Is Meghan Markle a Style Icon, or the Kiss of Death for a Fashion Company? Roland Mouret, Favored Company of the Duchess of Sussex, Fails and Enters Administration

Meghan Markle has been touted as a fashion icon that can sell out any item in hours, just by wearing it. But is that really true? Well, if the closing of the luxury brand Roland Mouret is any indication, the answer is no.

It came out today that Roland Mouret a brand, famous for its tailored dresses, has entered administration, i.e. bankruptcy. 

Meghan has previously been associated with the brand and is allegedly a friend of the designer. She famously wore a navy dress from the brand as she walked into her hotel with her mother the night before her wedding.  

Other notable occasions when she wore the brand included her first trip to Ireland, where she wore a grey day dress by the designer. Most people may remember this as the outfit as being so tight it was obvious that the duchess was wearing a strapless bra. 

She also chose his designs for an evening event, where she wore a navy sequin gown. It’s rather famous as the night where she allegedly told her husband Prince Harry that she was suicidal. 

Walking around precariously on her extremely high heels while supposedly dealing with the aftermath an emotional breakdown always struck me as a bit odd, but to each their own.

She most recently wore his designs on her tour of New York, a black skirt under the oversized camel coat she had on while conducting a pseudo royal tour for her reality television show.

But despite her consistent support of the brand, it wasn’t enough to save it from bankruptcy. Apparently, Meghan Markle, the Duchess of Sussex, being associated with your brand is not a guarantee of success.

While it’s completely understandable that the brand folded, as it happens with clothing companies fairly frequently especially in difficult economic climates, but it’s the second major fashion casualty during her time in the spotlight.

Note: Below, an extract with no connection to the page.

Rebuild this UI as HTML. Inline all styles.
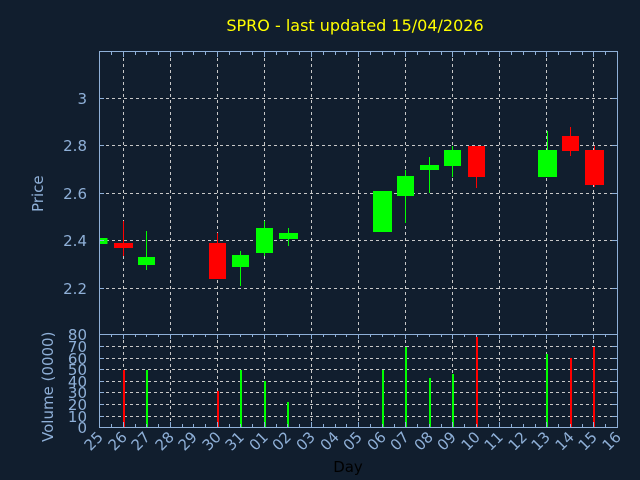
<!DOCTYPE html>
<html><head><meta charset="utf-8"><style>
html,body{margin:0;padding:0;background:#111e2e;}
svg{display:block;font-family:"DejaVu Sans","Liberation Sans",sans-serif;}
</style></head><body>
<svg width="640" height="480" viewBox="0 0 640 480" xmlns="http://www.w3.org/2000/svg">
<rect width="640" height="480" fill="#111e2e"/>
<text x="355" y="31" fill="#ffff00" font-size="16" text-anchor="middle">SPRO - last updated 15/04/2026</text>
<g stroke="#c8c8c8" stroke-width="1" stroke-dasharray="3,3">
<line x1="100" y1="98.5" x2="617" y2="98.5"/><line x1="100" y1="145.5" x2="617" y2="145.5"/>
<line x1="100" y1="193.5" x2="617" y2="193.5"/><line x1="100" y1="240.5" x2="617" y2="240.5"/>
<line x1="100" y1="288.5" x2="617" y2="288.5"/>
<line x1="100" y1="346.5" x2="617" y2="346.5"/><line x1="100" y1="358.5" x2="617" y2="358.5"/>
<line x1="100" y1="369.5" x2="617" y2="369.5"/><line x1="100" y1="381.5" x2="617" y2="381.5"/>
<line x1="100" y1="392.5" x2="617" y2="392.5"/><line x1="100" y1="404.5" x2="617" y2="404.5"/>
<line x1="100" y1="416.5" x2="617" y2="416.5"/>
<path d="M123.5 52V427M170.5 52V427M217.5 52V427M264.5 52V427M311.5 52V427M358.5 52V427M405.5 52V427M452.5 52V427M499.5 52V427M546.5 52V427M593.5 52V427"/>
</g>
<g fill="#00ff00" stroke="#00ff00">
<rect x="99.5" y="238" width="8" height="6" stroke="none"/>
<line x1="146.5" y1="231" x2="146.5" y2="270"/><rect x="138" y="257" width="17" height="8" stroke="none"/>
<line x1="240.5" y1="251" x2="240.5" y2="286"/><rect x="232" y="255" width="17" height="12" stroke="none"/>
<line x1="264.5" y1="221" x2="264.5" y2="256"/><rect x="256" y="228" width="17" height="25" stroke="none"/>
<line x1="288.5" y1="228" x2="288.5" y2="246"/><rect x="279" y="233" width="19" height="6" stroke="none"/>
<rect x="373" y="191" width="19" height="41" stroke="none"/>
<line x1="405.5" y1="170" x2="405.5" y2="223"/><rect x="397" y="176" width="17" height="20" stroke="none"/>
<line x1="429.5" y1="157" x2="429.5" y2="193"/><rect x="420" y="165" width="19" height="5" stroke="none"/>
<line x1="452.5" y1="146" x2="452.5" y2="177"/><rect x="444" y="150" width="17" height="16" stroke="none"/>
<line x1="547.5" y1="131" x2="547.5" y2="150"/><rect x="538" y="150" width="19" height="27" stroke="none"/>
</g>
<g fill="#ff0000" stroke="#ff0000">
<line x1="123.5" y1="221" x2="123.5" y2="256"/><rect x="114" y="243" width="19" height="5" stroke="none"/>
<line x1="217.5" y1="233" x2="217.5" y2="243"/><rect x="209" y="243" width="17" height="36" stroke="none"/>
<line x1="476.5" y1="177" x2="476.5" y2="188"/><rect x="468" y="146" width="17" height="31" stroke="none"/>
<line x1="570.5" y1="127" x2="570.5" y2="156"/><rect x="562" y="136" width="17" height="15" stroke="none"/>
<line x1="594.5" y1="146" x2="594.5" y2="187"/><rect x="585" y="150" width="19" height="35" stroke="none"/>
</g>
<g>
<rect x="123" y="370" width="2" height="57" fill="#ff0000"/>
<rect x="146" y="370" width="2" height="57" fill="#00ff00"/>
<rect x="217" y="391" width="2" height="36" fill="#ff0000"/>
<rect x="240" y="370" width="2" height="57" fill="#00ff00"/>
<rect x="264" y="381" width="2" height="46" fill="#00ff00"/>
<rect x="287" y="402" width="2" height="25" fill="#00ff00"/>
<rect x="382" y="370" width="2" height="57" fill="#00ff00"/>
<rect x="405" y="347" width="2" height="80" fill="#00ff00"/>
<rect x="429" y="378" width="2" height="49" fill="#00ff00"/>
<rect x="452" y="374" width="2" height="53" fill="#00ff00"/>
<rect x="476" y="337" width="2" height="90" fill="#ff0000"/>
<rect x="546" y="354" width="2" height="73" fill="#00ff00"/>
<rect x="570" y="358" width="2" height="69" fill="#ff0000"/>
<rect x="593" y="347" width="2" height="80" fill="#ff0000"/>
</g>
<g stroke="#8fb0d8" fill="none" stroke-width="1">
<rect x="99.5" y="51.5" width="518" height="376"/>
<line x1="99.5" y1="334.5" x2="617.5" y2="334.5"/>
<path d="M99 98.5h5M99 145.5h5M99 193.5h5M99 240.5h5M99 288.5h5M617 98.5h-5M617 145.5h-5M617 193.5h-5M617 240.5h-5M617 288.5h-5"/>
<path d="M99 346.5h5M99 358.5h5M99 369.5h5M99 381.5h5M99 392.5h5M99 404.5h5M99 416.5h5M617 346.5h-5M617 358.5h-5M617 369.5h-5M617 381.5h-5M617 392.5h-5M617 404.5h-5M617 416.5h-5"/>
<path d="M111.5 52v3M123.5 52v5M135.5 52v3M146.5 52v3M158.5 52v3M170.5 52v5M182.5 52v3M193.5 52v3M205.5 52v3M217.5 52v5M229.5 52v3M240.5 52v3M252.5 52v3M264.5 52v5M276.5 52v3M287.5 52v3M299.5 52v3M311.5 52v5M323.5 52v3M335.5 52v3M346.5 52v3M358.5 52v5M370.5 52v3M382.5 52v3M394.5 52v3M405.5 52v5M417.5 52v3M429.5 52v3M441.5 52v3M452.5 52v5M464.5 52v3M476.5 52v3M488.5 52v3M499.5 52v5M511.5 52v3M523.5 52v3M535.5 52v3M546.5 52v5M558.5 52v3M570.5 52v3M582.5 52v3M593.5 52v5M605.5 52v3"/>
<path d="M111.5 334v3M123.5 334v5M135.5 334v3M146.5 334v3M158.5 334v3M170.5 334v5M182.5 334v3M193.5 334v3M205.5 334v3M217.5 334v5M229.5 334v3M240.5 334v3M252.5 334v3M264.5 334v5M276.5 334v3M287.5 334v3M299.5 334v3M311.5 334v5M323.5 334v3M335.5 334v3M346.5 334v3M358.5 334v5M370.5 334v3M382.5 334v3M394.5 334v3M405.5 334v5M417.5 334v3M429.5 334v3M441.5 334v3M452.5 334v5M464.5 334v3M476.5 334v3M488.5 334v3M499.5 334v5M511.5 334v3M523.5 334v3M535.5 334v3M546.5 334v5M558.5 334v3M570.5 334v3M582.5 334v3M593.5 334v5M605.5 334v3"/>
<path d="M111.5 427v-3M123.5 427v-5M135.5 427v-3M146.5 427v-3M158.5 427v-3M170.5 427v-5M182.5 427v-3M193.5 427v-3M205.5 427v-3M217.5 427v-5M229.5 427v-3M240.5 427v-3M252.5 427v-3M264.5 427v-5M276.5 427v-3M287.5 427v-3M299.5 427v-3M311.5 427v-5M323.5 427v-3M335.5 427v-3M346.5 427v-3M358.5 427v-5M370.5 427v-3M382.5 427v-3M394.5 427v-3M405.5 427v-5M417.5 427v-3M429.5 427v-3M441.5 427v-3M452.5 427v-5M464.5 427v-3M476.5 427v-3M488.5 427v-3M499.5 427v-5M511.5 427v-3M523.5 427v-3M535.5 427v-3M546.5 427v-5M558.5 427v-3M570.5 427v-3M582.5 427v-3M593.5 427v-5M605.5 427v-3"/>
</g>
<g fill="#8fb0d8" font-size="15" text-anchor="end">
<text x="87" y="104">3</text><text x="87" y="151">2.8</text><text x="87" y="199">2.6</text>
<text x="87" y="246">2.4</text><text x="87" y="294">2.2</text>
<text x="87" y="340">80</text><text x="87" y="352">70</text><text x="87" y="364">60</text>
<text x="87" y="375">50</text><text x="87" y="387">40</text><text x="87" y="398">30</text>
<text x="87" y="410">20</text><text x="87" y="422">10</text><text x="87" y="433">0</text>
</g>
<text transform="translate(43,212) rotate(-90)" fill="#8fb0d8" font-size="15">Price</text>
<text transform="translate(53,442) rotate(-90)" fill="#8fb0d8" font-size="15">Volume (0000)</text>
<g fill="#8fb0d8" font-size="15" text-anchor="end">
<text transform="translate(104,438) rotate(-45)">25</text>
<text transform="translate(128,438) rotate(-45)">26</text>
<text transform="translate(151,438) rotate(-45)">27</text>
<text transform="translate(175,438) rotate(-45)">28</text>
<text transform="translate(198,438) rotate(-45)">29</text>
<text transform="translate(222,438) rotate(-45)">30</text>
<text transform="translate(245,438) rotate(-45)">31</text>
<text transform="translate(269,438) rotate(-45)">01</text>
<text transform="translate(292,438) rotate(-45)">02</text>
<text transform="translate(316,438) rotate(-45)">03</text>
<text transform="translate(340,438) rotate(-45)">04</text>
<text transform="translate(363,438) rotate(-45)">05</text>
<text transform="translate(387,438) rotate(-45)">06</text>
<text transform="translate(410,438) rotate(-45)">07</text>
<text transform="translate(434,438) rotate(-45)">08</text>
<text transform="translate(457,438) rotate(-45)">09</text>
<text transform="translate(481,438) rotate(-45)">10</text>
<text transform="translate(504,438) rotate(-45)">11</text>
<text transform="translate(528,438) rotate(-45)">12</text>
<text transform="translate(551,438) rotate(-45)">13</text>
<text transform="translate(575,438) rotate(-45)">14</text>
<text transform="translate(598,438) rotate(-45)">15</text>
<text transform="translate(622,438) rotate(-45)">16</text>
</g>
<text x="348" y="472" fill="#000000" font-size="15" text-anchor="middle">Day</text>
</svg>
</body></html>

The other is Claire Wright Keller, the woman who designed her wedding dress and several other notable pieces for her as a Duchess under the French luxury house Givenchy. 

Claire famously lost her job as artistic director of the brand a couple of months after Megxit, with no other job lined up. Though it hasn’t been publicly stated that she was fired, her tenure only lasted a couple of years and it was likely that she was strongly encouraged to resign from the role as the departure was a bit of a shock.

After Meghan chose Claire to design her wedding dress, Givenchy became more of a household name than ever before, introducing the luxury label to a broader audience. The newly minted duchess also consistently wore the label, but apparently it wasn’t enough.  

It’s like Meghan being a duchess and wearing the label was the only reason that Claire had her position as long as she did, and when the former actress left the royal family there was no longer really any reason to keep her around any longer. 

Though Givenchy is a premium luxury brand, Meghan’s forays with it were hit and miss. Her wedding dresswasn’t as tailored as it should have been and was excruciatingly plain, with nothing of interest. In addition, it also wrinkled, much like most of her other Givenchy pieces. Claire was also the designer of the lampshade dress that she wore on her engagement with the Queen, which was one of Meghan’s more unflattering ensembles and wrinkled throughout her day of engagements.

Clearly, Meghan did something for the brand for a while, but it did nothing to help sustain Claire’s employment in the long-term. And since Claire left, Meghan has never worn another Givenchy outfit.

While several brands have been given a boost by Meghan, like Aquazzura and Sarah Flint, she is not a 100% guarantee of success. In fact, a recent poll shows that Meghan is third when it comes to Google searches on royal fashion, with Catherine, the Duchess of Cambridge, taking the top spot and Princess Diana taking the number two spot. Meghan is in third, behind a dead woman.

So, the question remains, is Meghan Markle really a fashion icon who can sellout anything? Or can she potentially lead to a brand’s demise?